7Em suma, por outras palavras, a defesa da democracia liberal que desejamos para 2023 contém uma dimensão externa e uma dimensão interna.

No plano externo, como vimos, situa-se o reforço da aliança euro-atlântica; no plano interno, situa-se a recusa da “Politics of Enemies” e a re-descoberta da concorrência civilizada entre direita e esquerda democráticas, sob comuns regras gerais de boa conduta — basicamente não escritas e aprendidas em casa, mas algumas delas também inscritas na Constituição .

Por feliz coincidência, o Instituto de Estudos Políticos da Universidade Católica Portuguesa vai promover em 2023 duas conferências internacionais dedicadas a estes temas.

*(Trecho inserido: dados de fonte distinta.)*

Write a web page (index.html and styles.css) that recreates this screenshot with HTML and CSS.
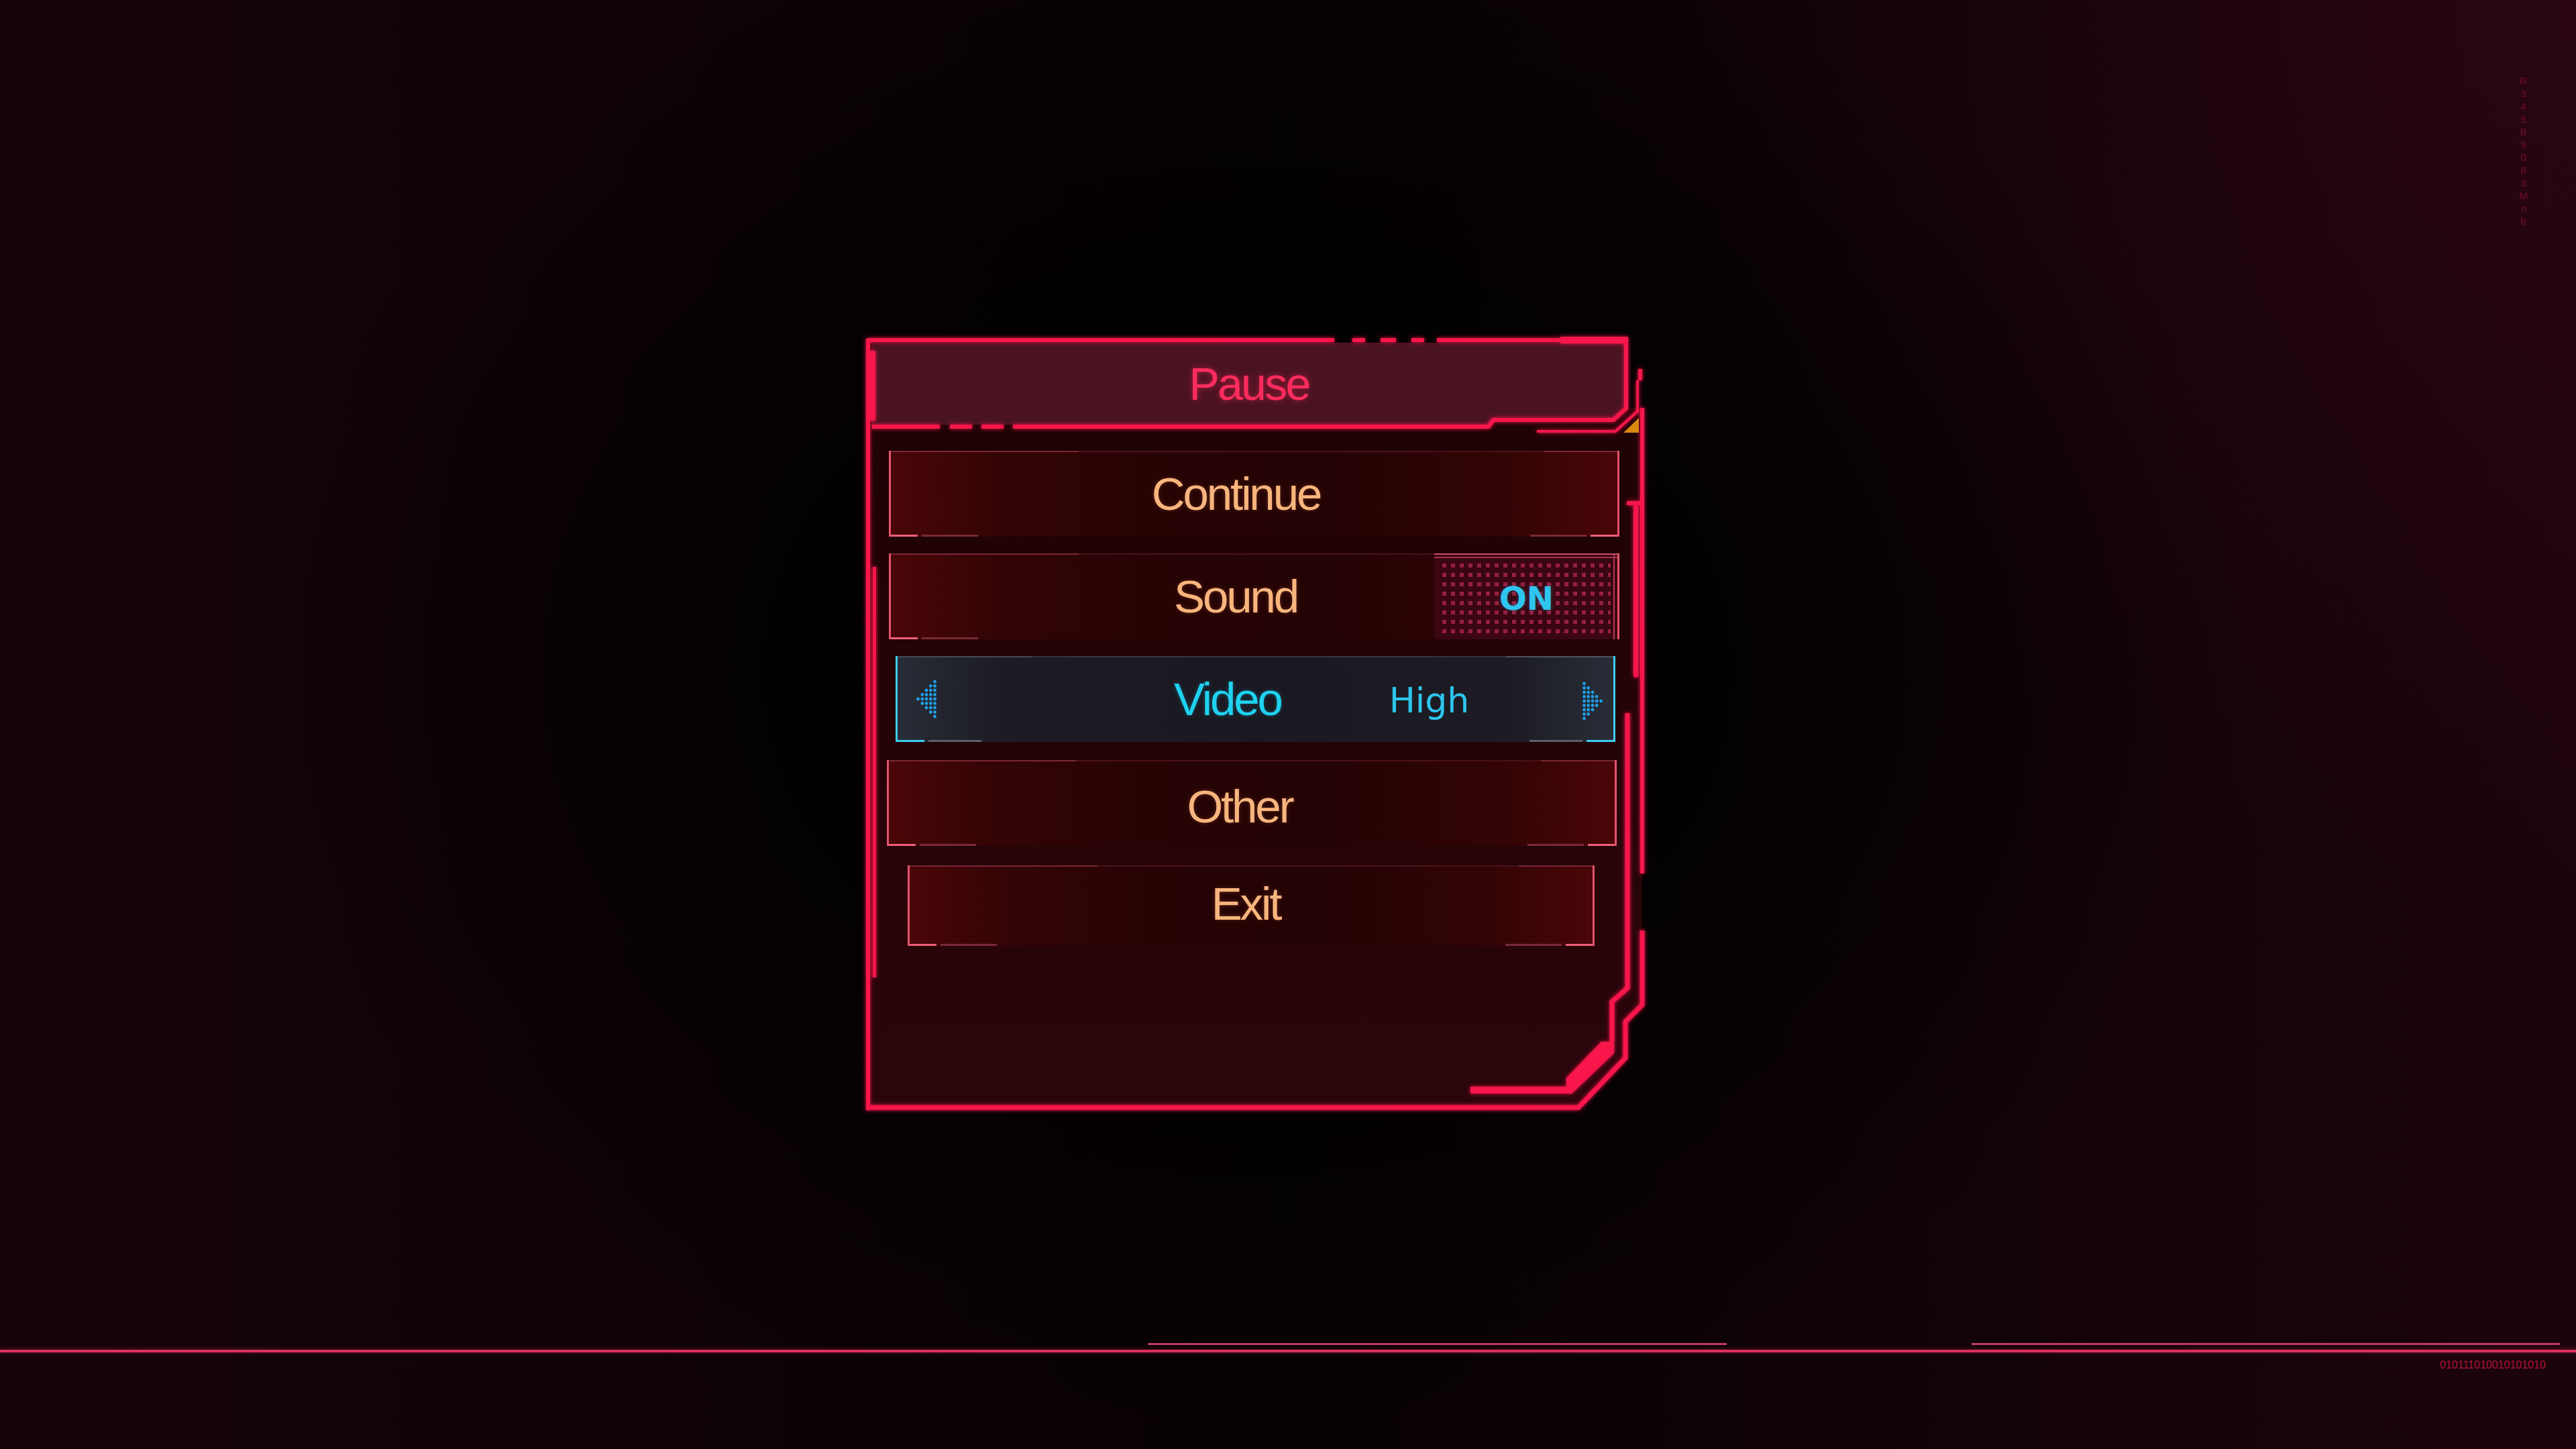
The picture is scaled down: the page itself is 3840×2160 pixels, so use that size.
FILE: index.html
```html
<!DOCTYPE html>
<html lang="en">
<head>
    <meta charset="UTF-8">
    <meta name="viewport" content="width=device-width, initial-scale=1.0">
    <title>Pause</title>
    <link rel="stylesheet" href="styles.css">
</head>
<body>

<div class="screen">
    <div class="stage">

        <!-- Pause panel -->
        <div class="panel">
            <svg class="frame" width="1161" height="1154" viewBox="0 0 1161 1154">
                <defs>
                    <linearGradient id="panelFill" x1="0" y1="0" x2="0" y2="1">
                        <stop offset="0" stop-color="#1d0204"/>
                        <stop offset="1" stop-color="#2b050a"/>
                    </linearGradient>
                    <filter id="glow" x="-5%" y="-5%" width="110%" height="110%">
                        <feGaussianBlur stdDeviation="3" result="blur"/>
                        <feMerge>
                            <feMergeNode in="blur"/>
                            <feMergeNode in="SourceGraphic"/>
                        </feMerge>
                    </filter>
                </defs>

                <polygon fill="url(#panelFill)" points="3,8 1136,8 1136,106 1157,106 1157,996 1134,1021 1134,1075 1062,1150 3,1150"/>
                <polygon fill="#4a1321" points="9,9 1133,9 1133,106 1114,121 935,121 928,131 9,131"/>

                <g filter="url(#glow)" fill="#f8124c" stroke="#f8124c">
                    <!-- top edge -->
                    <path fill="none" stroke-width="6" d="M3 5H698 M725 5H744 M767 5H790 M813 5H832 M851 5H1036"/>
                    <rect x="1035" y="0" width="101" height="10" stroke="none"/>
                    <!-- header right and bottom edge -->
                    <path fill="none" stroke-width="6" d="M1133 8V107L1114 124H935L928 134H219 M205 134H172 M158 134H125 M110 134H9"/>
                    <rect x="0" y="21" width="14" height="104" stroke="none"/>
                    <!-- left rails -->
                    <rect x="0" y="3" width="6" height="1150" stroke="none"/>
                    <rect x="10" y="343" width="5" height="612" stroke="none"/>
                    <!-- outer bottom and right -->
                    <path fill="none" stroke-width="7" d="M3 1149H1062L1132 1075V1021L1157 996V885"/>
                    <path fill="none" stroke-width="6" d="M1157 800V106"/>
                    <!-- right top bits -->
                    <rect x="1151" y="48" width="6" height="17" stroke="none"/>
                    <path fill="none" stroke-width="4" d="M1150 65V111L1117 141H1000"/>
                    <!-- inner right rails -->
                    <rect x="1134" y="245" width="20" height="6" stroke="none"/>
                    <rect x="1144" y="251" width="7" height="257" rx="3" stroke="none"/>
                    <path fill="none" stroke-width="7" d="M1135 561V971L1112 991V1051"/>
                    <polygon stroke="none" points="901,1118 1044,1118 1044,1105 1096,1051 1115,1051 1115,1068 1052,1128 901,1128"/>
                </g>

                <polygon fill="#d8890f" points="1129,143 1152,121 1152,143"/>
            </svg>

            <div class="panel-head">
                <span class="title">Pause</span>
            </div>

            <div class="menu">
                <div class="item item-continue">
                    <span class="label">Continue</span>
                </div>

                <div class="item item-sound">
                    <span class="label">Sound</span>
                    <div class="toggle">
                        <div class="toggle-dots"><span class="toggle-text">ON</span></div>
                    </div>
                </div>

                <div class="item item-video">
                    <svg class="arrow" width="30" height="60" viewBox="0 0 30 60">
                        <g fill="#1f9fe6">
                            <circle cx="2.5" cy="30" r="2.4"/>
                            <circle cx="8.8" cy="23.5" r="2.4"/><circle cx="8.8" cy="30" r="2.4"/><circle cx="8.8" cy="36.5" r="2.4"/>
                            <circle cx="15" cy="17" r="2.4"/><circle cx="15" cy="23.5" r="2.4"/><circle cx="15" cy="30" r="2.4"/><circle cx="15" cy="36.5" r="2.4"/><circle cx="15" cy="43" r="2.4"/>
                            <circle cx="21.3" cy="10.5" r="2.4"/><circle cx="21.3" cy="17" r="2.4"/><circle cx="21.3" cy="23.5" r="2.4"/><circle cx="21.3" cy="30" r="2.4"/><circle cx="21.3" cy="36.5" r="2.4"/><circle cx="21.3" cy="43" r="2.4"/><circle cx="21.3" cy="49.5" r="2.4"/>
                            <circle cx="27.5" cy="4" r="2.4"/><circle cx="27.5" cy="10.5" r="2.4"/><circle cx="27.5" cy="17" r="2.4"/><circle cx="27.5" cy="23.5" r="2.4"/><circle cx="27.5" cy="30" r="2.4"/><circle cx="27.5" cy="36.5" r="2.4"/><circle cx="27.5" cy="43" r="2.4"/><circle cx="27.5" cy="49.5" r="2.4"/><circle cx="27.5" cy="56" r="2.4"/>
                        </g>
                    </svg>
                    <span class="label">Video</span>
                    <span class="value">High</span>
                    <svg class="arrow arrow-right" width="30" height="60" viewBox="0 0 30 60">
                        <g fill="#1f9fe6" transform="translate(30 0) scale(-1 1)">
                            <circle cx="2.5" cy="30" r="2.4"/>
                            <circle cx="8.8" cy="23.5" r="2.4"/><circle cx="8.8" cy="30" r="2.4"/><circle cx="8.8" cy="36.5" r="2.4"/>
                            <circle cx="15" cy="17" r="2.4"/><circle cx="15" cy="23.5" r="2.4"/><circle cx="15" cy="30" r="2.4"/><circle cx="15" cy="36.5" r="2.4"/><circle cx="15" cy="43" r="2.4"/>
                            <circle cx="21.3" cy="10.5" r="2.4"/><circle cx="21.3" cy="17" r="2.4"/><circle cx="21.3" cy="23.5" r="2.4"/><circle cx="21.3" cy="30" r="2.4"/><circle cx="21.3" cy="36.5" r="2.4"/><circle cx="21.3" cy="43" r="2.4"/><circle cx="21.3" cy="49.5" r="2.4"/>
                            <circle cx="27.5" cy="4" r="2.4"/><circle cx="27.5" cy="10.5" r="2.4"/><circle cx="27.5" cy="17" r="2.4"/><circle cx="27.5" cy="23.5" r="2.4"/><circle cx="27.5" cy="30" r="2.4"/><circle cx="27.5" cy="36.5" r="2.4"/><circle cx="27.5" cy="43" r="2.4"/><circle cx="27.5" cy="49.5" r="2.4"/><circle cx="27.5" cy="56" r="2.4"/>
                        </g>
                    </svg>
                </div>

                <div class="item item-other">
                    <span class="label">Other</span>
                </div>

                <div class="item item-exit">
                    <span class="label">Exit</span>
                </div>
            </div>
        </div>

        <div class="serial">R345B9083Mnb</div>
    </div>

    <!-- bottom rails -->
    <div class="footer">
        <div class="rail-upper">
            <span class="rail-seg rail-seg-a"></span>
            <span class="rail-seg rail-seg-b"></span>
        </div>
        <div class="rail-main"></div>
        <div class="binary">010111010010101010</div>
    </div>
</div>

</body>
</html>
```

FILE: styles.css
```css
* {
    margin: 0;
    padding: 0;
    box-sizing: border-box;
}

body {
    background: #000;
    font-family: "Liberation Sans", Arial, sans-serif;
    overflow: hidden;
}

.screen {
    width: 3840px;
    height: 2160px;
    display: flex;
    flex-direction: column;
    background:
        radial-gradient(ellipse 1500px 1150px at 1860px 1000px, #000 0%, rgba(0, 0, 0, 0.8) 45%, rgba(0, 0, 0, 0) 100%),
        radial-gradient(circle at 100% 0%, rgba(56, 8, 24, 0.45), rgba(0, 0, 0, 0) 30%),
        linear-gradient(90deg, #16040a 0%, #0d0205 30%, #070103 50%, #110307 75%, #1d040c 100%);
}

.stage {
    height: 2002px;
    display: flex;
    align-items: flex-start;
}

/* ---------- panel ---------- */

.panel {
    position: relative;
    width: 1161px;
    height: 1154px;
    margin: 502px 0 0 1291px;
    display: flex;
    flex-direction: column;
}

.frame {
    position: absolute;
    top: 0;
    left: 0;
    overflow: visible;
    z-index: 0;
}

.panel-head {
    position: relative;
    z-index: 1;
    margin: 9px 0 0 9px;
    width: 1124px;
    height: 122px;
    display: flex;
    align-items: center;
    justify-content: center;
}

.title {
    font-size: 68px;
    letter-spacing: -0.04em;
    color: #ff2c5e;
    text-shadow: 0 0 10px rgba(255, 40, 90, 0.55);
}

.menu {
    position: relative;
    z-index: 1;
    margin-top: 39px;
    display: flex;
    flex-direction: column;
    align-items: flex-start;
    gap: 25px;
}

.item {
    height: 128px;
    display: flex;
    align-items: center;
    justify-content: center;
    border-left: 3px solid #e4536c;
    border-right: 3px solid #e4536c;
    background:
        linear-gradient(90deg, #f0607a 0 40px, transparent 40px 46px, #7a2a35 46px 130px, transparent 130px calc(100% - 130px), #7a2a35 calc(100% - 130px) calc(100% - 46px), transparent calc(100% - 46px) calc(100% - 40px), #f0607a calc(100% - 40px)) bottom / 100% 3px no-repeat,
        linear-gradient(90deg, #7a2634 0 280px, #4a1018 280px calc(100% - 110px), #7a2634 calc(100% - 110px)) top / 100% 2px no-repeat,
        linear-gradient(90deg, #4a0608 0%, #330405 15%, #260304 40%, #240304 60%, #330405 85%, #4a0608 100%);
}

.label {
    font-size: 69px;
    line-height: 1;
    letter-spacing: -0.045em;
    color: #f8b57d;
    text-shadow: 0 0 6px rgba(248, 150, 90, 0.25);
}

.item-continue {
    margin-left: 34px;
    width: 1089px;
    padding-right: 54px;
}

.item-sound {
    margin-left: 34px;
    width: 1089px;
    justify-content: flex-start;
}

.item-sound .label {
    margin-left: 422px;
}

.toggle {
    margin-left: auto;
    align-self: stretch;
    width: 273px;
    display: flex;
    padding: 12px 10px 6px 12px;
    background:
        linear-gradient(#d04c66 0 2px, transparent 2px 5px, #a2344c 5px 7px, transparent 7px) top / 100% 7px no-repeat,
        linear-gradient(90deg, transparent calc(100% - 6px), #b03a52 calc(100% - 6px) calc(100% - 4px), transparent calc(100% - 4px)),
        #3a0611;
}

.toggle-dots {
    flex: 1;
    display: flex;
    align-items: center;
    justify-content: center;
    background:
        linear-gradient(180deg, transparent 0 6px, #3a0611 6px) 0 3px / 13px 14px,
        linear-gradient(90deg, #961f40 0 6px, #3a0611 6px) 0 3px / 13px 14px;
}

.toggle-text {
    font-family: "DejaVu Sans", Verdana, sans-serif;
    font-weight: bold;
    font-size: 48px;
    line-height: 1;
    color: #2ec6ef;
    text-shadow: 0 0 6px rgba(40, 190, 240, 0.35);
}

.item-video {
    margin-left: 44px;
    width: 1073px;
    justify-content: flex-start;
    border-left-color: #3ccff2;
    border-right-color: #3ccff2;
    background:
        linear-gradient(90deg, #3ccff2 0 40px, transparent 40px 46px, #5a6068 46px 125px, transparent 125px calc(100% - 125px), #5a6068 calc(100% - 125px) calc(100% - 46px), transparent calc(100% - 46px) calc(100% - 40px), #3ccff2 calc(100% - 40px)) bottom / 100% 3px no-repeat,
        linear-gradient(90deg, #474b55 0 200px, #34363e 200px calc(100% - 160px), #50545e calc(100% - 160px)) top / 100% 2px no-repeat,
        linear-gradient(90deg, #282d37 0%, #1d1c24 14%, #1a1820 50%, #1d1c24 86%, #282d37 100%);
}

.arrow {
    margin-left: 28px;
    flex-shrink: 0;
}

.item-video .label {
    margin-left: 354px;
    color: #1fd2f0;
    text-shadow: 0 0 6px rgba(30, 200, 240, 0.3);
}

.value {
    margin-left: 161px;
    font-family: "DejaVu Sans", Verdana, sans-serif;
    font-size: 52px;
    line-height: 1;
    color: #2cc6ee;
    padding-top: 4px;
}

.arrow-right {
    margin-left: auto;
    margin-right: 16px;
    margin-top: 6px;
}

.item-other {
    margin-left: 31px;
    margin-top: 2px;
    width: 1088px;
    padding-right: 36px;
    padding-top: 10px;
}

.item-exit {
    margin-left: 62px;
    margin-top: 4px;
    width: 1024px;
    height: 120px;
    padding-right: 16px;
    padding-bottom: 6px;
}

/* ---------- decorations ---------- */

.serial {
    margin: 112px 70px 0 auto;
    writing-mode: vertical-rl;
    text-orientation: upright;
    font-size: 15px;
    letter-spacing: 2px;
    color: #6e0c2e;
}

.footer {
    display: flex;
    flex-direction: column;
}

.rail-upper {
    height: 3px;
    display: flex;
}

.rail-seg {
    height: 3px;
    background: #bf3a62;
}

.rail-seg-a {
    margin-left: 1711px;
    width: 863px;
}

.rail-seg-b {
    margin-left: 365px;
    width: 877px;
}

.rail-main {
    margin-top: 7px;
    height: 4px;
    background: #d8315f;
    box-shadow: 0 0 6px rgba(220, 40, 90, 0.5);
}

.binary {
    margin: 11px 0 0 3637px;
    font-size: 16px;
    line-height: 16px;
    color: #b0123e;
}
```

A primeira, que já referi acima, decorrerá em Janeiro, na Madeira, sobre a Aliança Euro-Atlântica.

A segunda decorrerá em Junho e será a 31ª edição anual do Estoril Political Fórum, desta vez sob o título “Rebuilding Democratic Consensus — At Home and Abroad; & Celebrating the 650th Anniversary of the Anglo-Portuguese Alliance.”

8 Votos de Bom Ano de 2023 (e Parabéns ao Expresso pelo muito honroso 50º aniversário).